The budget request, slated to be released on Friday, fleshes out the full picture of Biden’s plans as the president pushes for trillions of dollars in new spending and taxes that the administration says are needed to reverse years of chronic underinvestment and ensure that the United States can compete with China and other nations. The budget blueprint also offers longer-term projections of how the administration believes Biden’s agenda would affect the economy.
Here, six takeaways from the details that have been reported so far.

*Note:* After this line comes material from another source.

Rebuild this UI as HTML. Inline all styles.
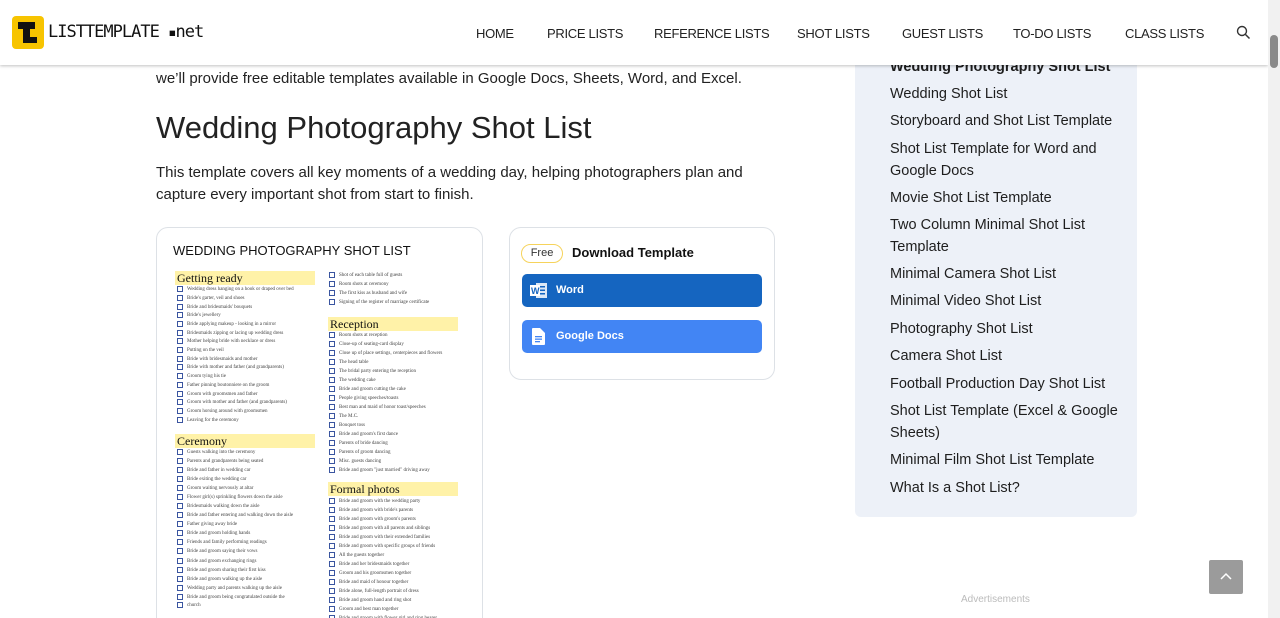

A surge in spending: The Biden budget calls for spending to rise to $8.2 trillion by 2031, according to The New York Times, driven by Biden’s $4.1 trillion in proposed spending packages for infrastructure and the social safety net and by increases in annual discretionary spending. The White House in April issued a discretionary spending request that called for a nearly 16% increase in outlays for non-defense programs, including large increases for health care and education, and a 1.7% increase for defense.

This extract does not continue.